公平な授業運営を支援する「ランダム指名アプリ」
授業中に生徒を指名する際、どうしても偏りが出てしまうという悩みを解決するため、「100人の生徒の中からランダムで1人を指名するアプリ」を開発。わずか5分で完成し、授業の公平性を保つツールとして活用しています。
発想を広げる「セッテルカステン」風アイデア創出ツール
「第二の脳」とも呼ばれるメモ術「セッテルカステン」をデジタルで再現。個別のアイデアをメモとして蓄積し、AIが関連性の高いメモ同士を繋ぎ合わせて新しい発想を促すアプリです。
各国の英語訛りを学ぶ「発音練習アプリ」
グローバルな環境で働く上で課題となる、インド英語やオーストラリア英語などの独特な訛りを聞き取る訓練をするためのアプリ。各国のアクセントでAIが文章を読み上げ、リスニングクイズに答える形式で学習できます。
未来の働き方を予感させるAIツール「Grok」
最後に、X(旧Twitter)社が開発するAI「Grok」に搭載された、驚異的な動画生成機能をご紹介。
静止画の一部だけを動かす革命的な動画生成機能
今までの動画生成AIツールで、バナー広告のような人と文字が入った画像において、人だけを動かそうとしてもうまくいきませんでした。(文字が動いてしまう、文字が崩れる、など)

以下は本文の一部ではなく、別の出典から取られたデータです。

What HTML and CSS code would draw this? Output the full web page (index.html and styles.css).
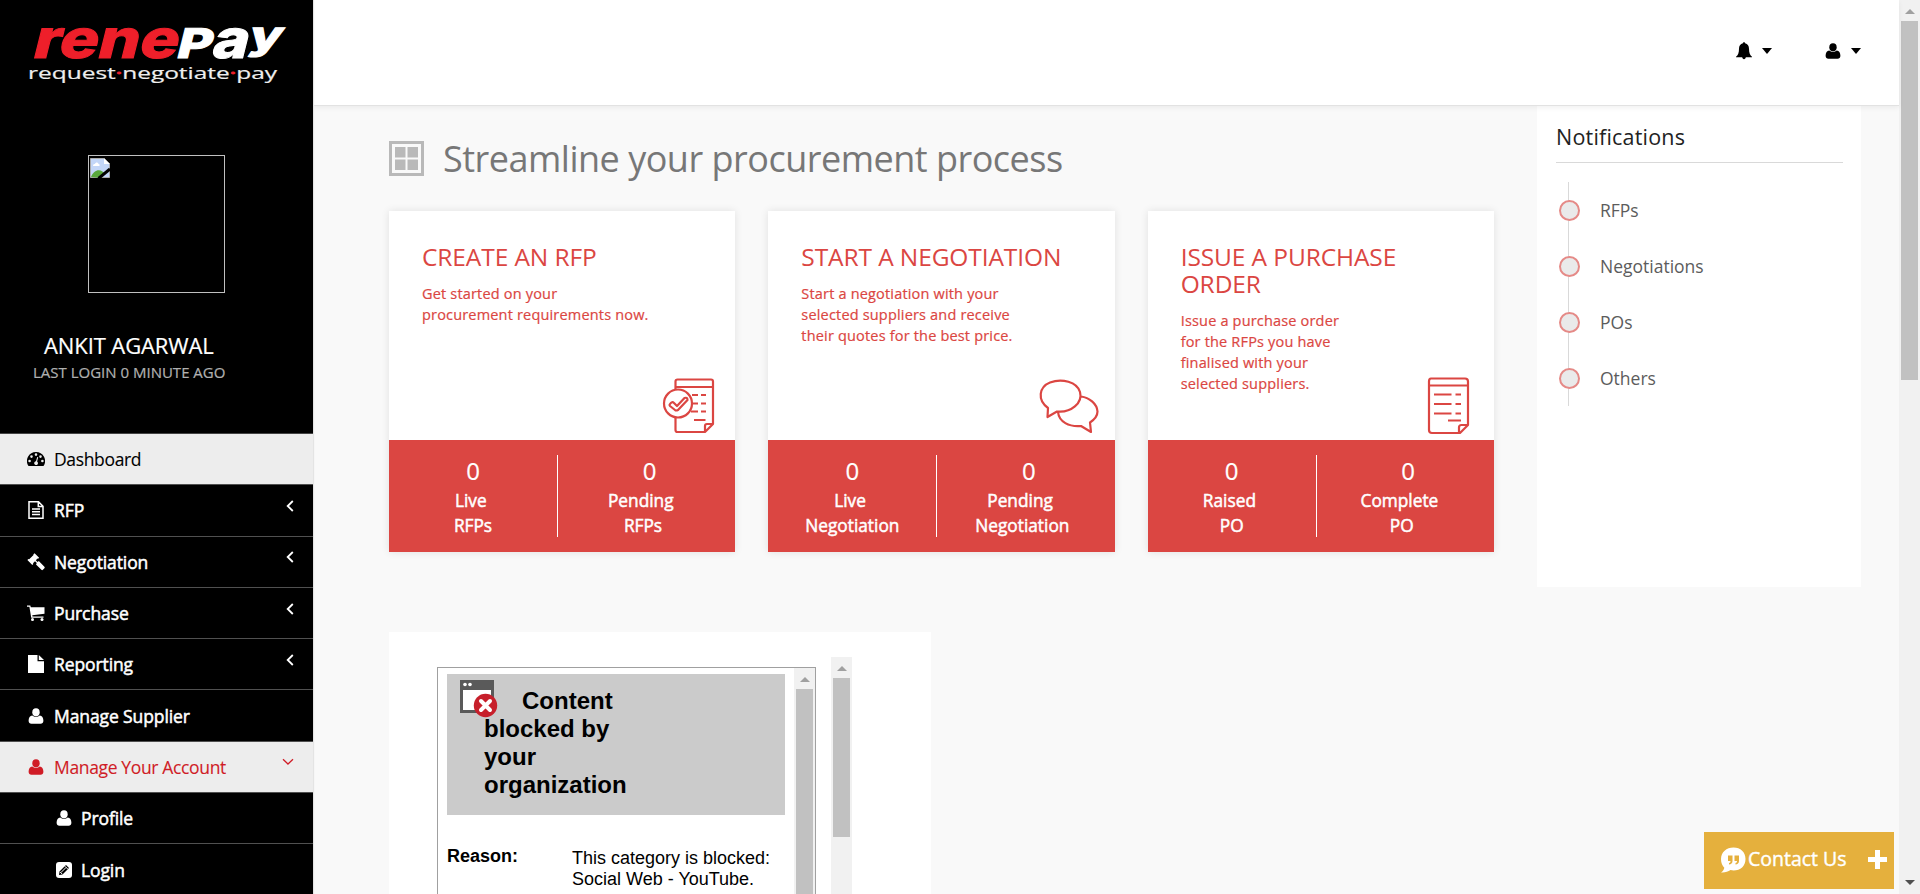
FILE: index.html
```html
<!DOCTYPE html>
<html lang="en">
<head>
<meta charset="utf-8">
<title>Renepay Dashboard</title>
<link rel="stylesheet" href="styles.css">
</head>
<body>
<svg class="sprite" aria-hidden="true">
  <symbol id="i-user" viewBox="0 0 16 16"><ellipse cx="8" cy="4.2" rx="3.7" ry="4"/><path d="M4.2 7.4C2 7.6.6 9.400.6 12.800.6 14.900 1.800 15.800 3.400 15.800h9.200c1.600 0 2.800-.9 2.800-3C15.400 9.400 14 7.600 11.800 7.400 9.700 9.200 6.300 9.200 4.200 7.400z"/></symbol>
  <symbol id="i-bell" viewBox="0 0 16 18"><path d="M8 .3c-.7 0-1.100.5-1.100 1C4.200 1.900 3 4.200 3 6.700c0 4-1 6.500-3 8.100v.5h6.200c.1 1.100.8 1.900 1.800 1.900s1.700-.8 1.800-1.900H16v-.5c-2-1.600-3-4.100-3-8.100 0-2.500-1.200-4.800-3.900-5.400 0-.5-.4-1-1.100-1z"/></symbol>
  <symbol id="i-dash" viewBox="0 0 18 15"><path fill-rule="evenodd" d="M9 .5a9 9 0 0 0-7.700 13.700c.2.300.4.400.7.400h14c.3 0 .5-.1.700-.4A9 9 0 0 0 9 .5zM2.600 8.200a1.300 1.300 0 1 1 0 2.600 1.300 1.300 0 0 1 0-2.600zM4.500 3.800a1.300 1.300 0 1 1 0 2.600 1.300 1.300 0 0 1 0-2.600zM9 1.800a1.300 1.300 0 1 1 0 2.600 1.300 1.300 0 0 1 0-2.600zM13.500 3.800a1.300 1.300 0 1 1 0 2.600 1.300 1.300 0 0 1 0-2.600zM15.400 8.200a1.300 1.300 0 1 1 0 2.600 1.300 1.300 0 0 1 0-2.600zM10.200 5.500l1 .3-1.100 4.300a1.900 1.900 0 1 1-1.100-.3z"/></symbol>
  <symbol id="i-doc" viewBox="0 0 16 18"><path fill="none" stroke="currentColor" stroke-width="1.500" d="M1 .8h9.500L15 5.300v11.900H1zM10.300 1v4.500H15M4 8h8M4 10.700h8M4 13.400h8"/></symbol>
  <symbol id="i-file" viewBox="0 0 16 18"><path d="M0 0h9.500v6.200H16V18H0zM10.800 0L16 5h-5.200z"/></symbol>
  <symbol id="i-gavel" viewBox="0 0 18 18"><path d="M7.600.2l4.500 4.500-1 1-.6-.2-1.700 1.700 1.800 1.800 1.200-.9 5.600 5.600c.5.500.5 1 0 1.500l-1.500 1.600c-.5.500-1 .5-1.500 0L9 11.400l.8-1.400L8 8.200l-2 2 .3.700-1 1L.4 7l1-1 .8.300 4.300-4.300-.1-.8z"/></symbol>
  <symbol id="i-cart" viewBox="0 0 18 16"><path d="M0 .5h3.300l.5 1.700H17.500v6.600L5.300 10.300l.2 1.200h11v1.300H4.200L2.400 1.800H0z"/><circle cx="5.500" cy="14.400" r="1.500"/><circle cx="15" cy="14.400" r="1.500"/></symbol>
  <symbol id="i-edit" viewBox="0 0 16 16"><rect width="16" height="16" rx="3"/><path fill="#000" d="M3 13l.5-3.500L10 3l3 3-6.500 6.500z"/><path stroke="#fff" d="M5 10.500l5-5M9 4.300L11.700 7M4 9.800l2.300 2.400"/></symbol>
  <symbol id="i-left" viewBox="0 0 8 12"><path fill="none" stroke="currentColor" stroke-width="1.800" d="M6.800 1L1.700 6l5.100 5"/></symbol>
  <symbol id="i-down" viewBox="0 0 12 8"><path fill="none" stroke="currentColor" stroke-width="1.300" d="M1 1.200l5 4.800 5-4.800"/></symbol>
</svg>

<div class="app">
  <aside class="sidebar">
    <svg class="logo" width="313" height="105" viewBox="0 0 313 105">
      <g class="logo-word" transform="translate(0 57.500) skewX(-14)">
        <text x="31" y="0" class="logo-red" textLength="145" lengthAdjust="spacingAndGlyphs">rene</text>
        <text x="175" y="0" class="logo-cap" textLength="35" lengthAdjust="spacingAndGlyphs">P</text>
        <text x="210" y="0" class="logo-white" textLength="36" lengthAdjust="spacingAndGlyphs">a</text>
        <text x="245" y="-9" class="logo-y" textLength="33" lengthAdjust="spacingAndGlyphs">y</text>
      </g>
      <text x="28" y="79" class="tagline" textLength="249" lengthAdjust="spacingAndGlyphs">request<tspan class="dot">·</tspan>negotiate<tspan class="dot">·</tspan>pay</text>
    </svg>
    <div class="profile">
      <div class="avatar">
        <svg width="20" height="20" viewBox="0 0 20 20"><path fill="#c3d6f7" stroke="#aaa" d="M.5.5H14l5.500 5.500v13.500H.5z"/><path fill="#fff" d="M14 0v6h6zM3 8c0-2 1.500-2 2-2 .5-2 3-2 3.500 0C10 6 10 8 9 8z"/><path fill="#59a83c" d="M1 19c3-8 10-9 14-3l-4 4z"/><path stroke="#000" stroke-width="3" d="M8.500 20.500L20 11"/></svg>
      </div>
      <h2 class="user-name">ANKIT AGARWAL</h2>
      <p class="last-login">LAST LOGIN 0 MINUTE AGO</p>
    </div>
    <ul class="menu">
      <li class="item light"><svg class="mi"><use href="#i-dash"/></svg><span>Dashboard</span></li>
      <li class="item"><svg class="mi"><use href="#i-doc"/></svg><span>RFP</span><svg class="chev"><use href="#i-left"/></svg></li>
      <li class="item"><svg class="mi"><use href="#i-gavel"/></svg><span>Negotiation</span><svg class="chev"><use href="#i-left"/></svg></li>
      <li class="item"><svg class="mi"><use href="#i-cart"/></svg><span>Purchase</span><svg class="chev"><use href="#i-left"/></svg></li>
      <li class="item"><svg class="mi"><use href="#i-file"/></svg><span>Reporting</span><svg class="chev"><use href="#i-left"/></svg></li>
      <li class="item"><svg class="mi small"><use href="#i-user"/></svg><span>Manage Supplier</span></li>
      <li class="item light open"><svg class="mi small"><use href="#i-user"/></svg><span>Manage Your Account</span><svg class="chev"><use href="#i-down"/></svg></li>
      <li class="item sub"><svg class="mi small"><use href="#i-user"/></svg><span>Profile</span></li>
      <li class="item sub"><svg class="mi small"><use href="#i-edit"/></svg><span>Login</span></li>
    </ul>
  </aside>

  <div class="page">
    <header class="topbar">
      <div class="drop"><svg width="16" height="18"><use href="#i-bell"/></svg><i class="caret"></i></div>
      <div class="drop"><svg width="16" height="16"><use href="#i-user"/></svg><i class="caret"></i></div>
    </header>
    <div class="content">
      <main class="main">
        <h1 class="title">
          <svg width="35" height="35" viewBox="0 0 35 35"><path fill="none" stroke="#b9b9b9" stroke-width="3" d="M1.500 1.500h32v32h-32z"/><path fill="#b9b9b9" d="M6 6h10.500v10.500H6zM18.500 6H29v10.500H18.500zM6 18.500h10.500V29H6zM18.500 18.500H29V29H18.500z"/></svg>
          <span>Streamline your procurement process</span>
        </h1>
        <div class="cards">
          <section class="card">
            <div class="card-body">
              <h3>CREATE AN RFP</h3>
              <p>Get started on your<br>procurement requirements now.</p>
              <svg class="card-icon" width="100" height="90" viewBox="0 0 100 90"><path d="M35.500 29v-7.500q0-2 2-2h33.500q2 0 2 2V64l-8 8H37.500q-2 0-2-2V57M35.500 27H73M73 64h-6q-2 0-2 2v6M52 35h6M61 35h5M53 43.500h5M61 43.500h5M51 51.500h7M61 51.500h5M54 60h11.500"/><circle cx="38" cy="43.500" r="14"/><path d="M30 44q2-3 4-1l3 3 7.500-8q3-1 3 2L38 50q-2 1-3 0l-5-4q-1-1 0-2z"/></svg>
            </div>
            <div class="stats">
              <div class="stat"><b>0</b><span>Live&nbsp;<br>RFPs</span></div>
              <div class="stat"><b>0</b><span>Pending&nbsp;<br>RFPs</span></div>
            </div>
          </section>
          <section class="card">
            <div class="card-body">
              <h3>START A NEGOTIATION</h3>
              <p>Start a negotiation with your<br>selected suppliers and receive<br>their quotes for the best price.</p>
              <svg class="card-icon talk" width="100" height="90" viewBox="0 0 100 90"><path d="M27 48C16 40 18 27 29 22.500 41 18 56 22 59 32c3 11-9 21-23 19.500L26.500 57zM60 36.500c8 1 16 7 16.500 15 0 5-3 8-7.500 11l1 9.500-10-6C48 67 38 62 37 52"/></svg>
            </div>
            <div class="stats">
              <div class="stat"><b>0</b><span>Live&nbsp;<br>Negotiation</span></div>
              <div class="stat"><b>0</b><span>Pending&nbsp;<br>Negotiation</span></div>
            </div>
          </section>
          <section class="card">
            <div class="card-body">
              <h3>ISSUE A PURCHASE ORDER</h3>
              <p>Issue a purchase order<br>for the RFPs you have<br>finalised with your<br>selected suppliers.</p>
              <svg class="card-icon order" width="100" height="90" viewBox="0 0 100 90"><path d="M21 18.500h34q3 0 3 3V65l-8 8H22q-3 0-3-3V21.500q0-3 2-3zM19 25.500H58M58 65h-6.500q-2.500 0-2.500 2.500V73M24 34.500h17.500M45.500 34.500H51M24 44h17.500M45.500 44H51M24 53.500h17.500M45.500 53.500H51M38 60.500h13"/></svg>
            </div>
            <div class="stats">
              <div class="stat"><b>0</b><span>Raised&nbsp;<br>PO</span></div>
              <div class="stat"><b>0</b><span>Complete&nbsp;<br>PO</span></div>
            </div>
          </section>
        </div>
        <section class="video">
          <div class="frame">
            <div class="frame-doc">
              <div class="blocked">
                <svg class="blocked-icon" width="38" height="39" viewBox="0 0 38 39"><path fill="#5a5a5a" d="M0 1h34v33H0z"/><path fill="#fff" d="M3 11h28v20H3z"/><circle cx="5" cy="5.500" r="1.800" fill="#fff"/><circle cx="10" cy="5.500" r="1.800" fill="#fff"/><circle cx="25.500" cy="26.500" r="11.700" fill="#c71f2b"/><path stroke="#fff" stroke-width="4" stroke-linecap="round" d="M21 22l9 9M30 22l-9 9"/></svg>
                <h4>Content blocked by your organization</h4>
              </div>
              <div class="reason"><strong>Reason:</strong><span>This category is blocked:<br>Social Web - YouTube.</span></div>
            </div>
            <div class="scroll"><i class="arrow up"></i><i class="thumb"></i></div>
          </div>
          <div class="scroll outer"><i class="arrow up"></i><i class="thumb"></i></div>
        </section>
      </main>
      <aside class="notes">
        <h2>Notifications</h2>
        <ul>
          <li>RFPs</li>
          <li>Negotiations</li>
          <li>POs</li>
          <li>Others</li>
        </ul>
      </aside>
    </div>
  </div>
  <div class="scroll window"><i class="arrow up"></i><i class="thumb"></i><i class="arrow down"></i></div>
</div>

<div class="contact">
  <svg width="26" height="26" viewBox="0 0 26 26"><path fill="#fff" d="M13.500.5C20.500.5 25.500 5 25.500 12s-5 11.500-12 11.500c-1 0-2-.1-3-.4-2.500 1.700-5.500 2.700-9.500 2.400 2-1.200 3-2.900 3.300-4.700C2.300 18.800 1 15.800 1 12 1 5 6.500.5 13.500.5z"/><path fill="#e5b03d" d="M8 8.500h4.500V14c0 2-1.500 3.500-3.500 3.500V16c1 0 1.500-1 1.500-2H8zM14.500 8.500H19V14c0 2-1.500 3.500-3.500 3.500V16c1 0 1.500-1 1.500-2h-2.500z"/></svg>
  <span>Contact Us</span>
  <svg class="plus" width="19" height="19" viewBox="0 0 19 19"><path fill="#fff" d="M7 0h5v7h7v5h-7v7H7v-7H0V7h7z"/></svg>
</div>
</body>
</html>
```
FILE: styles.css
```css
* { box-sizing: border-box; }
body {
  margin: 0;
  height: 894px;
  overflow: hidden;
  background: #f9f9f9;
  font-family: "Open Sans", "Noto Sans", sans-serif;
}
h1, h2, h3, h4, p, ul { margin: 0; padding: 0; font-weight: 400; list-style: none; }
svg { fill: currentColor; flex: none; }
.sprite { position: absolute; width: 0; height: 0; }
.app { display: flex; height: 894px; }

.sidebar { width: 313px; flex: none; background: #000; color: #fff; box-shadow: 1px 0 1px #e4e4e4; z-index: 3; }
.logo { display: block; }
.logo-word { font-family: Inter, sans-serif; font-weight: 800; }
.logo-word text { stroke-width: 1px; }
.logo-red { fill: #ee1f2a; stroke: #ee1f2a; font-size: 54px; }
.logo-white { fill: #fff; stroke: #fff; font-size: 54px; }
.logo-cap { fill: #fff; stroke: #fff; font-size: 41px; }
.logo-y { fill: #fff; stroke: #fff; font-size: 39px; }
.tagline { fill: #eee; font-size: 17px; stroke: #eee; stroke-width: .2px; }
.dot { fill: #ee1f2a; stroke: #ee1f2a; stroke-width: 1px; }
.profile { height: 328px; padding-top: 50px; }
.avatar { width: 137px; height: 138px; margin-left: 88px; padding: 2px 1px; border: 1px solid #c0c0c0; }
.avatar svg { display: block; }
.user-name { margin: 37px 0 0 44px; font-size: 22px; line-height: 30px; letter-spacing: -.1px; white-space: nowrap; -webkit-text-stroke: .2px; }
.last-login { margin: 1px 0 0 33px; font-size: 15px; line-height: 22px; color: #b0b0b0; white-space: nowrap; -webkit-text-stroke: .2px; }

.menu { border-top: 1px solid #444; }
.item {
  display: flex; align-items: center; height: 51.3px; padding: 0 19px 0 27px;
  border-bottom: 1px solid #505050; font-size: 17.500px; white-space: nowrap;
  letter-spacing: -.1px; -webkit-text-stroke: .5px;
}
.item span { margin-left: 9px; flex: 1; }
.mi { width: 18px; height: 18px; }
.mi.small { height: 16px; }
.chev { width: 8px; height: 12px; margin-top: -9px; }
.light { background: #ededed; color: #000; letter-spacing: -.35px; -webkit-text-stroke: .1px; }
.open { color: #d01c26; }
.open .chev { width: 12px; height: 8px; }
.sub { padding-left: 55px; }
.sub span { margin-left: 8px; }

.page { flex: 1; min-width: 0; }
.topbar {
  position: relative; z-index: 2; display: flex; justify-content: flex-end; align-items: center; gap: 53px;
  height: 106px; padding: 0 38px 4px 0; background: #fff; border-bottom: 1px solid #e2e2e2; box-shadow: 0 2px 5px rgba(0,0,0,.06);
}
.drop { display: flex; align-items: center; gap: 10px; }
.caret { border: 5px solid transparent; border-top: 6px solid #000; border-bottom: 0; }
.content { display: flex; padding-left: 76px; }
.main { width: 1105px; flex: none; }
.title { display: flex; align-items: center; gap: 19px; height: 105px; color: #777; font-size: 36px; letter-spacing: -.5px; white-space: nowrap; }
.cards { display: flex; gap: 33px; }
.card { flex: 1; height: 341px; background: #fff; box-shadow: 0 0 8px rgba(0,0,0,.1); color: #db4642; }
.card-body { position: relative; height: 229px; padding: 32px 33px 0; }
.card h3 { font-size: 24.500px; line-height: 27px; letter-spacing: -.1px; }
.card p { margin-top: 13px; font-size: 14.500px; line-height: 21px; letter-spacing: .18px; white-space: nowrap; -webkit-text-stroke: .2px; }
.card-icon { position: absolute; right: -5px; bottom: -10px; fill: none; stroke: currentColor; stroke-width: 2.200; stroke-linejoin: round; }
.card-icon.talk { right: -6px; }
.card-icon.order { right: -16px; }
.stats { display: flex; height: 112px; padding: 15px 0; background: #db4642; color: #fff; text-align: center; }
.stat { width: 169px; height: 82px; border-right: 1px solid #fff; font-size: 17.300px; line-height: 25px; -webkit-text-stroke: .5px; }
.stat + .stat { width: 170px; border: 0; }
.stat + .stat b { padding-left: 13px; }
.stat b { display: block; height: 33px; font-size: 24px; line-height: 31px; font-weight: 400; -webkit-text-stroke: .2px; }
.stat span { display: block; }

.video { display: flex; width: 542px; height: 262px; margin-top: 80px; background: #fff; padding: 25px 0 0 48px; }
.frame { display: flex; width: 379px; height: 260px; margin-top: 10px; border: 1px solid #a0a0a0; font-family: "Liberation Sans", Arial, sans-serif; color: #000; }
.frame-doc { width: 356px; padding: 6px 9px 0; flex: none; }
.blocked { position: relative; height: 141px; padding: 13px 0 0 37px; background: #cbcbcb; }
.blocked-icon { position: absolute; left: 13px; top: 5px; }
.blocked h4 { width: 150px; font-size: 24px; line-height: 28px; font-weight: 700; text-indent: 38px; }
.reason { display: flex; padding-top: 31px; font-size: 18px; line-height: 21px; }
.reason strong { width: 125px; }
.reason span { padding-top: 2px; white-space: nowrap; }

.scroll { display: flex; flex-direction: column; align-items: center; width: 21px; background: #f1f1f1; }
.arrow { border: 5px solid transparent; flex: none; }
.arrow.up { border-top: 0; border-bottom-color: #a0a0a0; margin: 9px 0 7px; }
.arrow.down { border-bottom: 0; border-top-color: #505050; margin: auto 0 9px; }
.thumb { width: 17px; flex: 1; background: #c1c1c1; }
.outer { margin-left: 15px; }
.outer .thumb { flex: none; height: 159px; }
.window .thumb { flex: none; height: 359px; }

.notes { width: 324px; height: 481px; margin-left: 43px; padding: 14px 18px 0 19px; background: #fff; }
.notes h2 { height: 43px; border-bottom: 1px solid #d9d9d9; color: #222; font-size: 21.500px; line-height: 34px; letter-spacing: .2px; }
.notes ul { margin: 19px 0 0 12px; border-left: 1px solid #d9d9d9; }
.notes li { display: flex; align-items: center; gap: 20px; height: 56px; padding-bottom: 1px; margin-left: -8px; color: #5c5c5c; font-size: 17.500px; position: relative; left: -2px; }
.notes li::before { content: ""; width: 17px; height: 17px; margin-top: 1px; border: 2px solid #e58a87; border-radius: 50%; background: #eaeaea; }

.contact {
  position: absolute; right: 26px; bottom: 5px; z-index: 5; display: flex; align-items: center;
  width: 190px; height: 57px; padding: 0 7px 3px 16px; background: #e5b03d; color: #fff; font-size: 19.500px;
}
.contact svg { margin-top: 2px; }
.contact span { margin: -2px 0 0 2px; white-space: nowrap; -webkit-text-stroke: .4px; }
.contact .plus { margin: 0 0 0 auto; }
```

Grok4では「人物だけを動かして」と指示するだけで、背景や文字は完全に静止したまま、人だけを自然に動かすことができます。
Web広告の常識を覆す可能性
上記の通り、従来の動画生成AIでは、画像全体が揺らいでしまい、特に文字情報が崩れてしまうのが大きな課題でした。しかしGrok4は、画像内の要素を正確に認識し、指定した部分だけを違和感なくアニメーション化できます。これにより、これまで専門的なソフトや技術が必要だった動きのあるバナー広告(アニメーションGIFなど)が、誰でも一瞬で作成可能になります。これは、Webマーケティングの世界に大きな変革をもたらす可能性を秘めた技術です。
まとめ:あなたの「面倒くさい」をAIで解決しよう
AIを多様な現場で、具体的な課題解決のために使っていくためには、まず自分の身の回りにある「面倒くさい」「もっとこうなればいいのに」という小さな課題を見つけ、それを解決するためにAIを試してみるということが大切です。何事もインプットとアウトプット。この両輪をスピーディーに回していくことで成長が生まれます。
AIはもはや、遠い未来の技術ではありません。あなたの目の前にある、最も身近な問題解決ツールなのです。この記事で紹介された事例をヒントに、ぜひあなたも「AIで何かを解決してみる」という一歩を踏み出してみてはいかがでしょうか。